Internal benchmarking from MachineTranslation.com shows that running text through a 22-model consensus mechanism reduces critical translation errors to under 2%, compared to a 10-18% error rate typical of individual top-performing models on complex documents. The consensus approach does not improve any single model. It filters out the errors that individual models cannot catch in themselves.

For development teams building AI-powered products that output text in multiple languages, the architecture question matters as much as the model selection question. A single model with a 5% error rate on translation tasks produces unreliable output at scale. A consensus layer over 22 models changes the risk profile entirely.

This is not a niche concern for large enterprises. Any team using AI translation in a client-facing workflow, legal or compliance context, or technical documentation pipeline is exposed to this risk today. The emerging AI reliability standards that Gamraw Tek tracks in its emerging technologies coverage point in a consistent direction: verification layers, not just better models, are the architecture pattern that matters.

A New Standard for AI Verification

The lesson from this test is not that AI translation is unreliable. It is that single-model AI translation is unverifiable by design.

When a model produces one output, there is no basis for comparison. You either trust it or you do not. When 22 models produce outputs simultaneously, agreement becomes evidence. Divergence becomes a warning. The output the majority agrees on has a structural basis for confidence that any single model cannot provide.

This is the shift that is happening across applied AI right now, and it extends well beyond translation.
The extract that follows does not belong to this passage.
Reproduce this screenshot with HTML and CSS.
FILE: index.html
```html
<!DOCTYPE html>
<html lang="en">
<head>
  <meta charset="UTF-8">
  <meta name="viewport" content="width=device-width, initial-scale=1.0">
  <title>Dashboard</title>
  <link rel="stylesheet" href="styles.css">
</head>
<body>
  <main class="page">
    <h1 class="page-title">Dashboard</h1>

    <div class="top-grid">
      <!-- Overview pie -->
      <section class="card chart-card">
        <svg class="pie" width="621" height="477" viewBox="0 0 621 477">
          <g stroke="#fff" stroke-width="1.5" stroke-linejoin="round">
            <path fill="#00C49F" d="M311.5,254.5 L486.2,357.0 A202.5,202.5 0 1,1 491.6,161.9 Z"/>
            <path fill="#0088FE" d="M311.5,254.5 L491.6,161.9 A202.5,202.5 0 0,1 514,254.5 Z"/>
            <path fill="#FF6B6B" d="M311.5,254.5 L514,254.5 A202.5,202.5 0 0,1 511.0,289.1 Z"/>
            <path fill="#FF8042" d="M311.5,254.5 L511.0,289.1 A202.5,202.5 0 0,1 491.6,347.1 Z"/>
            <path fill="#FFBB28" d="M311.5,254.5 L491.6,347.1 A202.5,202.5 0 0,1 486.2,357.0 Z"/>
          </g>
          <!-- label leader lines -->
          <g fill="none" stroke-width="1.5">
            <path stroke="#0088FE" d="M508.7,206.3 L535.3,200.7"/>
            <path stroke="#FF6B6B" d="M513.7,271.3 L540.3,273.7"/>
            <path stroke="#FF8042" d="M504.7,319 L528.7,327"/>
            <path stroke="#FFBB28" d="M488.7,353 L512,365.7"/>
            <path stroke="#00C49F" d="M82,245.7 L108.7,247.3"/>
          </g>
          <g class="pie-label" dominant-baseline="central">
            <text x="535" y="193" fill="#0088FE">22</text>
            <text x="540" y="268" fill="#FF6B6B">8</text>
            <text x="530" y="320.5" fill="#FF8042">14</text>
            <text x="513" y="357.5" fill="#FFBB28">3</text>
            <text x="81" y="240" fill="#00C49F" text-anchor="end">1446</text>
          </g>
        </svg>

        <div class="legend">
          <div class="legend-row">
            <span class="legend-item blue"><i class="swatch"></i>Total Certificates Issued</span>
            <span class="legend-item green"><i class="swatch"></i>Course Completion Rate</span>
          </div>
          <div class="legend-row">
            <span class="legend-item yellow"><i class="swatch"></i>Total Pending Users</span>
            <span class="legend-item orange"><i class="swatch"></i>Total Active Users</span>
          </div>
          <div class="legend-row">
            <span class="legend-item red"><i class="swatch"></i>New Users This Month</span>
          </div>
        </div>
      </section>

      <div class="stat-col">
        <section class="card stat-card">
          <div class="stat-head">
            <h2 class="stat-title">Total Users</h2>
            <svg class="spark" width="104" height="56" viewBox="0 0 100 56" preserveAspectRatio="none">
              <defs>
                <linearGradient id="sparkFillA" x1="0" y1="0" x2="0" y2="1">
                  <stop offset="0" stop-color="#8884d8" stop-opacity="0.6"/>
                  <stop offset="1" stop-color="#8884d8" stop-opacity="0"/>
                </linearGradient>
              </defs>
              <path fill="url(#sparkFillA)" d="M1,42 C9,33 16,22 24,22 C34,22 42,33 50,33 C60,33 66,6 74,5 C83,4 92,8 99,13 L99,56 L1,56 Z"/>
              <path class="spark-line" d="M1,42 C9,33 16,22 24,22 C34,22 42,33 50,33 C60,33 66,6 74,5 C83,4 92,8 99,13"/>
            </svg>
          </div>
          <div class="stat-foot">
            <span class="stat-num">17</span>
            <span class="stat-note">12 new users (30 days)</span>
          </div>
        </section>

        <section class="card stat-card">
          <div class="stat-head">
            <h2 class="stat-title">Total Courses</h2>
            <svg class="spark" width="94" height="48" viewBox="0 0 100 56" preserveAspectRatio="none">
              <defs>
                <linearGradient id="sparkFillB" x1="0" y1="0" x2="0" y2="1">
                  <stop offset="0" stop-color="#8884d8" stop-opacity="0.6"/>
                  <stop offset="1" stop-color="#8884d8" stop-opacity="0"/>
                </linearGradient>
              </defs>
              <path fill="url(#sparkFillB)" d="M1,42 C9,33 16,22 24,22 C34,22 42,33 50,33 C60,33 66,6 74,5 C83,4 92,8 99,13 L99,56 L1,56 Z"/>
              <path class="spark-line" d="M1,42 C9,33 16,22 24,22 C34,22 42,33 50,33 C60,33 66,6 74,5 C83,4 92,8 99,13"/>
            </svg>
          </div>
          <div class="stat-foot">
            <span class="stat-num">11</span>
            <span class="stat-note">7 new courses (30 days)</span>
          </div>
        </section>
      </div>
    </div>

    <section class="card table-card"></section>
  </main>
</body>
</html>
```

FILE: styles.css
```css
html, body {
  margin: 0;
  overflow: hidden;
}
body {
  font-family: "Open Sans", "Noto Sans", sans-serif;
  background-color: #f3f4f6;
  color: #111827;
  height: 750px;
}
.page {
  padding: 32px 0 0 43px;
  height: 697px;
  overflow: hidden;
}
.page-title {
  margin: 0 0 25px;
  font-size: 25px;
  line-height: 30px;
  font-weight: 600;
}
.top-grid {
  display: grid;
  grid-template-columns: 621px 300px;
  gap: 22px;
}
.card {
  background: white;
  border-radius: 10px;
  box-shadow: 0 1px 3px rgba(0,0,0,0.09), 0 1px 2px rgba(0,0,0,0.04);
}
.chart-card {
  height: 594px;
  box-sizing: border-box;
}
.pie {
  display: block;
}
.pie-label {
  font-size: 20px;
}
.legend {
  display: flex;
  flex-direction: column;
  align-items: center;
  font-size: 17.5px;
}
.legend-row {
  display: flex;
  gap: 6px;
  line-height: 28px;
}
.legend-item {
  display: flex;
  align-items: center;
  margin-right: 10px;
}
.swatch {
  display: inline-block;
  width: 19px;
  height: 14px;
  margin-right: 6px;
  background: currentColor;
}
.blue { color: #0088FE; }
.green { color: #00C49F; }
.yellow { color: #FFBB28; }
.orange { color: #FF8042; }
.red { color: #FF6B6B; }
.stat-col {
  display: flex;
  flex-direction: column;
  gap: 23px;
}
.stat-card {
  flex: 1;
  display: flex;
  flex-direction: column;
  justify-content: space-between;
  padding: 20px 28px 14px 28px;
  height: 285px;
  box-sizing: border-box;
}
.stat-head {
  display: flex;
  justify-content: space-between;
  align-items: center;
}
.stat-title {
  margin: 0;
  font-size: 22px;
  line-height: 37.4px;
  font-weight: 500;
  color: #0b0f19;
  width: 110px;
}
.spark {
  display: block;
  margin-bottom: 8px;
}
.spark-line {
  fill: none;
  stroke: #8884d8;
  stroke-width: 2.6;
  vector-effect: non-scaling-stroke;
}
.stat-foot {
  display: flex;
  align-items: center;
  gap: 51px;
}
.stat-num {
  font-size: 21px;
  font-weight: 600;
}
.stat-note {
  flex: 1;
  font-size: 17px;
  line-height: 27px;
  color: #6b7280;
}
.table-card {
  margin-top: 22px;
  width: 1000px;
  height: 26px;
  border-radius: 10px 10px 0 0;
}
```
The broader question developers and technology teams are confronting is the same one this document test surfaces: how do you build reliability into an AI system when no individual model can guarantee its own output?

The answer emerging from the wave of AI breakthroughs reshaping software in 2026 is not a better single model. It is smarter orchestration around multiple models, with consensus as the verification mechanism.

Translation just happens to be one of the clearest domains to test this principle. The errors are detectable. The stakes are real. And the gap between one model’s confidence and 22 models’ agreement turns out to be meaningful every time.